Mom can demand to go home all she wants. You do not have to meet those demands. Do you have durable Power of Attorney and access to her accounts? Whether you do, or do not, speak with an eldercare attorney to be sure that you are in control of funds, or find out what you need to do. It will give you more peace of mind that mom won't do anything crazy financially.
activities as her? notify staff so they can spend some qualified
time with her when u are not there
Your mother is now in the same situation. She is unsafe to live anywhere except someplace that is safe for a person in a wheelchair and where she has 24/7 assistance.
However, right now you have to change your attitude. Your parents have not ruined your life. Never repeat that phrase again, ever. They just got old, that's all. It's no one's fault. It's the natural progression of life.
You are a great daughter. You got the VIP AL and have been taking care of everything.
Decide to visit your mom regularly, maybe once a week. On those visits, do something nice or fun. If she's mobile, go out to lunch. If not, find an activity at the AL.
You can stop feeling guilty right now. You followed doctor's orders and that's what you can tell her.
No, she can't move back home, but you can bring items to her apartment.
Going to see a therapist pronto is the best thing you can do for yourself.
Focus on yourself, your mom is getting the VIP treatment and she is just fine.
Your mother can't control you unless you let her. Stop enabling. It sounds impossible, I know, but give yourself a stern talking-to. Decide how much of your time you are willing to devote to her wants and needs and stick to it. DO NOT let her plans include you as a hands-on, on-demand, caregiver. Be very firm that you are unavailable. Tell some therapeutic lies if you have to. "My job has changed and I won't be available" or "I will likely have to start traveling more."
She has the "right" to do whatever she wants, however she cannot dictate what you must do for her. As she talks about her plans, keep reminder her of that. Good luck.

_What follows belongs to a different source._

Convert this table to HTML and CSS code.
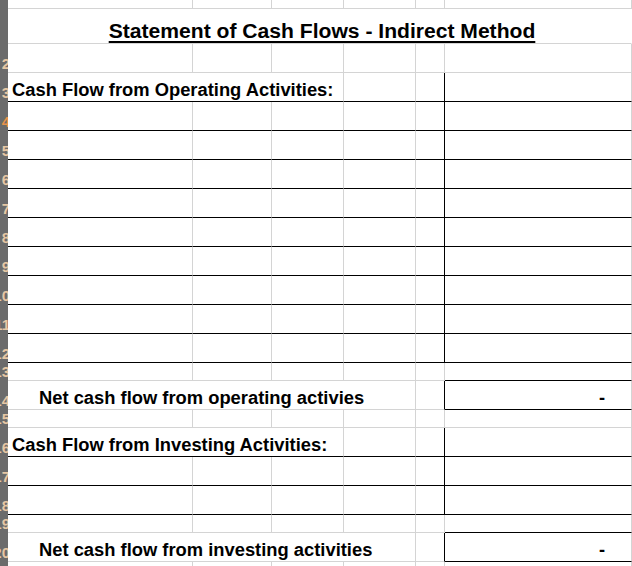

Best of luck to you in finding your own future!
You have done all that you can and then some. As the saying goes, you can lead a horse to water... In your case, it is more like a donkey and the donkey refuses to even go along or drink water!!!
As for ensuring mom stays put, and to put the kibosh on her blaming you, have something in writing from the doctor, so you can say the decision is out of your hands. I would also seek legal consult to see if it would be possible to get guardianship (her assets should cover this, not yours.) Not that you need more work, but sometimes just having POAs is not enough. Both our attorney and the staff in mom's MC indicate that even those with dementia still have "rights!" She does not have dementia (to the best we know!) and so technically she *could* demand/try to get out and return home. If you could get guardianship, it would override what she wants. If legal advise against it, so be it, but given her self-destructive nature, it might be possible to have more control than with POAs*(from reading some posts Babs75 has made, guardianship doesn't necessarily end up being 100% oversight, but it might be better if it was - but, still blame the docs!)

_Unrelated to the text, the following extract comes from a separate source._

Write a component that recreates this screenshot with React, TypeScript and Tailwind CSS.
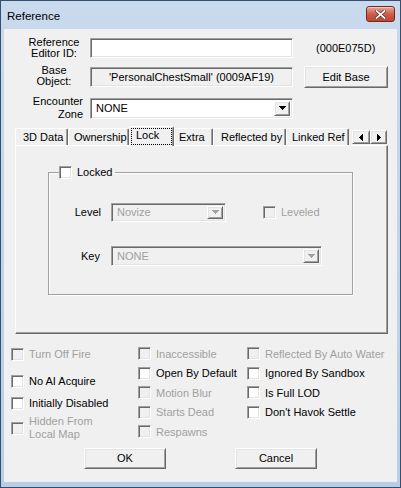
const sunken =
  "border border-t-[#a0a0a0] border-l-[#a0a0a0] border-r-white border-b-white shadow-[inset_1px_1px_0_#696969,inset_-1px_-1px_0_#e3e3e3]";
const raised =
  "border border-t-white border-l-white border-r-[#696969] border-b-[#696969] shadow-[inset_1px_1px_0_#e3e3e3,inset_-1px_-1px_0_#a0a0a0]";

function Tri({ color }: { color: string }) {
  return (
    <svg width="7" height="4" viewBox="0 0 7 4" shapeRendering="crispEdges">
      <path d="M0 0h7v1H0z M1 1h5v1H1z M2 2h3v1H2z M3 3h1v1H3z" fill={color} />
    </svg>
  );
}

function Box({ disabled }: { disabled?: boolean }) {
  return (
    <span
      className={`block w-[13px] h-[13px] shrink-0 ${sunken} ${disabled ? "bg-[#f0f0f0]" : "bg-white"}`}
    />
  );
}

function Check({ label, disabled, className }: { label: React.ReactNode; disabled?: boolean; className: string }) {
  return (
    <div className={`flex items-center ${className}`}>
      <Box disabled={disabled} />
      <span className={`ml-[5px] ${disabled ? "text-[#a0a0a0]" : "text-black"}`}>{label}</span>
    </div>
  );
}

function Combo({ text, disabled, className }: { text: string; disabled?: boolean; className: string }) {
  return (
    <div
      className={`flex items-center ${sunken} ${disabled ? "bg-[#f0f0f0] text-[#a0a0a0]" : "bg-white text-black"} ${className}`}
    >
      <span className="flex-1 pl-[5px] whitespace-nowrap">{text}</span>
      <div className={`w-[16px] h-[calc(100%-4px)] mr-[2px] flex items-center justify-center bg-[#f0f0f0] ${raised}`}>
        <Tri color={disabled ? "#a0a0a0" : "#000"} />
      </div>
    </div>
  );
}

function Tab({ label, className }: { label: string; className: string }) {
  return (
    <div
      className={`h-[17px] flex items-center shrink-0 bg-[#f0f0f0] border-t border-l border-r border-t-white border-l-white border-r-[#696969] rounded-t-[2px] shadow-[inset_-1px_0_0_#a0a0a0] whitespace-nowrap ${className}`}
    >
      {label}
    </div>
  );
}

export default function App() {
  return (
    <div className="w-[401px] h-[488px] flex flex-col border border-[#34506e] bg-gradient-to-b from-[#c9daee] to-[#b8cee8] font-['Liberation_Sans',Arial,sans-serif] text-[11px] text-black">
      {/* title bar */}
      <div className="h-[28px] flex justify-between pl-[6px] pr-[5px]">
        <span className="mt-[7px] text-[11.5px]">Reference</span>
        <div className="mt-[5px] w-[29px] h-[16px] flex items-center justify-center rounded-[3px] border border-[#6e2b21] bg-gradient-to-b from-[#e6a798] via-[#cf5d48] to-[#c0452f] shadow-[inset_0_1px_0_#f3c9bf]">
          <svg width="11" height="9" viewBox="0 0 11 9">
            <path d="M1.5 1l8 7M9.5 1l-8 7" stroke="#5a1a12" strokeWidth="3" strokeLinecap="square" />
            <path d="M1.5 1l8 7M9.5 1l-8 7" stroke="#fff" strokeWidth="1.8" strokeLinecap="square" />
          </svg>
        </div>
      </div>

      {/* client area */}
      <div className="mx-[3px] h-[453px] bg-[#f0f0f0] flex flex-col">
        <div className="mt-[7px] h-[24px] flex items-center">
          <div className="ml-[16px] w-[68px] text-center leading-[11px]">
            Reference
            <br />
            Editor ID:
          </div>
          <div className={`ml-[2px] w-[203px] h-[20px] bg-white ${sunken}`} />
          <span className="ml-[23px]">(000E075D)</span>
        </div>

        <div className="mt-[5px] h-[24px] flex items-center">
          <div className="ml-[16px] w-[68px] text-center leading-[11px] pb-[2px]">
            Base
            <br />
            Object:
          </div>
          <div className={`ml-[2px] w-[203px] h-[20px] flex items-center justify-center bg-[#f0f0f0] ${sunken}`}>
            'PersonalChestSmall' (0009AF19)
          </div>
          <div className={`ml-[11px] w-[84px] h-[22px] flex items-center justify-center ${raised}`}>Edit Base</div>
        </div>

        <div className="mt-[7px] h-[24px] flex items-center">
          <div className="ml-[16px] w-[68px] text-right pr-[5px] leading-[13px]">
            Encounter
            <br />
            Zone
          </div>
          <Combo text="NONE" className="ml-[2px] w-[203px] h-[21px]" />
        </div>

        {/* tabs */}
        <div className="mt-[6px] ml-[11px] h-[19px] flex items-end">
          <Tab label="3D Data" className="w-[53px] pl-[7px]" />
          <Tab label="Ownership" className="w-[61px] pl-[5px]" />
          <div className="relative z-10 -mb-[1px] h-[20px] w-[45px] shrink-0 p-[1px] bg-[#f0f0f0] border-t border-l border-r border-t-white border-l-white border-r-[#696969] rounded-t-[2px] shadow-[inset_-1px_0_0_#a0a0a0]">
            <div className="h-full border border-dotted border-black flex items-center pl-[4px] pb-[2px]">Lock</div>
          </div>
          <Tab label="Extra" className="w-[39px] pl-[4px]" />
          <Tab label="Reflected by" className="w-[73px] pl-[7px]" />
          <Tab label="Linked Ref" className="w-[63px] pl-[5px]" />
          <div className="ml-[3px] mb-[1px] flex">
            <div className={`w-[18px] h-[14px] flex items-center justify-center ${raised}`}>
              <svg width="4" height="7" viewBox="0 0 4 7" shapeRendering="crispEdges">
                <path d="M3 0h1v7H3z M2 1h1v5H2z M1 2h1v3H1z M0 3h1v1H0z" fill="#000" />
              </svg>
            </div>
            <div className={`w-[17px] h-[14px] flex items-center justify-center ${raised}`}>
              <svg width="4" height="7" viewBox="0 0 4 7" shapeRendering="crispEdges">
                <path d="M0 0h1v7H0z M1 1h1v5H1z M2 2h1v3H2z M3 3h1v1H3z" fill="#000" />
              </svg>
            </div>
          </div>
        </div>

        {/* tab panel */}
        <div className="ml-[11px] w-[373px] h-[189px] border border-t-white border-l-white border-r-[#696969] border-b-[#696969] shadow-[inset_-1px_-1px_0_#a0a0a0]">
          <div className="relative ml-[32px] mt-[26px] w-[305px] h-[123px] border border-[#a0a0a0] shadow-[inset_1px_1px_0_#fff,1px_1px_0_#fff]">
            <div className="absolute left-[10px] -top-[7px] h-[13px] flex items-center bg-[#f0f0f0] pr-[3px]">
              <Box />
              <span className="ml-[5px]">Locked</span>
            </div>
            <div className="mt-[29px] h-[20px] flex items-center">
              <div className="w-[52px] text-right">Level</div>
              <Combo text="Novize" disabled className="ml-[10px] w-[115px] h-[19px]" />
              <Check label="Leveled" disabled className="ml-[37px]" />
            </div>
            <div className="mt-[24px] h-[20px] flex items-center">
              <div className="w-[51px] text-right">Key</div>
              <Combo text="NONE" disabled className="ml-[11px] w-[211px] h-[20px]" />
            </div>
          </div>
        </div>

        {/* flags */}
        <div className="mt-[10px] h-[98px] pl-[7px] flex">
          <div className="w-[127px] flex flex-col">
            <Check label="Turn Off Fire" disabled className="h-[21px]" />
            <Check label="No AI Acquire" className="mt-[6px] h-[20px]" />
            <Check label="Initially Disabled" className="mt-[2px] h-[20px]" />
            <Check
              label={
                <span className="block leading-[13px]">
                  Hidden From
                  <br />
                  Local Map
                </span>
              }
              disabled
              className="mt-[2px] h-[26px]"
            />
          </div>
          <div className="w-[109px] flex flex-col">
            <Check label="Inaccessible" disabled className="h-[19.5px]" />
            <Check label="Open By Default" className="h-[19.5px]" />
            <Check label="Motion Blur" disabled className="h-[19.5px]" />
            <Check label="Starts Dead" disabled className="h-[19.5px]" />
            <Check label="Respawns" disabled className="h-[19.5px]" />
          </div>
          <div className="flex flex-col">
            <Check label="Reflected By Auto Water" disabled className="h-[19.5px]" />
            <Check label="Ignored By Sandbox" className="h-[19.5px]" />
            <Check label="Is Full LOD" className="h-[19.5px]" />
            <Check label="Don't Havok Settle" className="h-[19.5px]" />
          </div>
        </div>

        <div className="mt-[6px] flex">
          <div className={`ml-[80px] w-[82px] h-[21px] flex items-center justify-center ${raised}`}>OK</div>
          <div className={`ml-[69px] w-[82px] h-[21px] flex items-center justify-center ${raised}`}>Cancel</div>
        </div>
      </div>
    </div>
  );
}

*Although you have POA, you would still have to get mom's signature on paperwork to sell the house. Our mother has dementia, and although I could use my POA to sign all the other documents related to the sale of her condo, her attorney told me she *MUST* sign the deed with notary. Thankfully they have a notary in her facility AND she told me when asked that she only had to witness the signing, not confirm mom knew what it was! I passed it off as some kind of insurance or something. We really needed to sell it. It took over a year and a half to get it cleaned out and fixed up (heating system died, windows were going foggy from blown seals, and taxes/condo fees in addition to utilities were sucking down too much money - oh yeah, we had to find alternate insurance as normal homeowner's does not cover unoccupied houses!) In all that time, it cost about 14k to cover the expenses/repairs!!!